Monday, October 31, 2011

Point-Contact Tunneling Spectroscopy

I came across this and said "Whoa! A major deja vu moment!"

This is a very nice paper on the principle of tunneling, and its use in tunneling spectroscopy that gives us quite a bit of information on the properties of a conventional superconductor. It describes an experiment for an undergraduate laboratory exercise. I had a deja vu moment because my PhD research was in tunneling spectroscopy using such point-contact method, but done on high-Tc superconductors which, at that time, was a "hot" commodity. I think we were one of the first groups that got a very clear V-shaped gap structure that was consistent with the d-wave symmetry.

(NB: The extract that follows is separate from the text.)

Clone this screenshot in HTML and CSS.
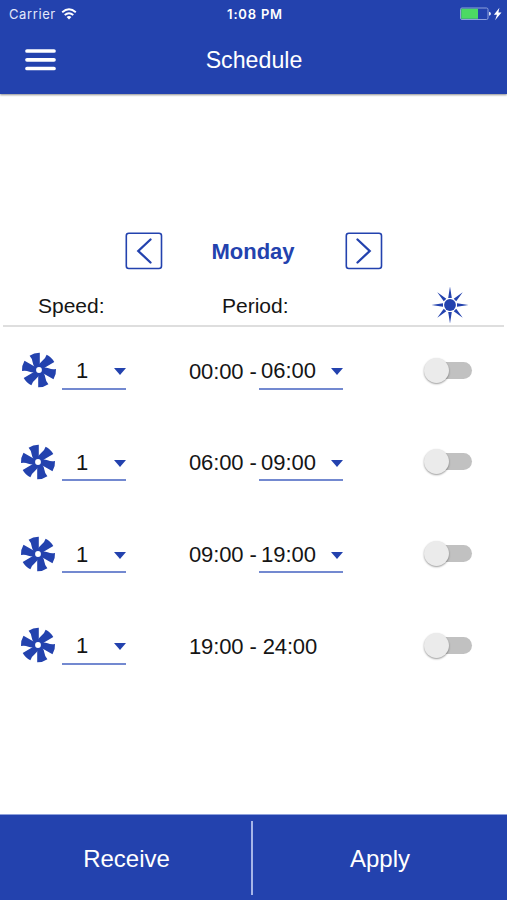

In any case, this is a good paper to read if you want to learn an experimental technique, and certainly a good introduction to what we can learn by using such tunneling phenomenon. Of course, if you want to learn quite a bit more, than you have to read the same text that I used when I was a struggling graduate student - Wolf's standard text "Principle of Electron Tunneling Spectroscopy", which I think is still the bible for electron tunneling studies in solids.

This is also a very good opportunity to emphasize, especially those who are outside physics, of another example where a quantum phenomenon (tunneling) that is so well-known, that we are using it to study other things, in this case, the properties of a superconductor. While many may think that these quantum phenomena are nothing more than some esoteric properties that have no bearing on reality, the truth is that we make use of many of them, often to understand the stuff that we use everyday!

BTW, these undergraduate labs are getting to be more and more advanced. We already have an undergraduate experiment that showed the particle nature of light with a which-way-type experiment.

Zz.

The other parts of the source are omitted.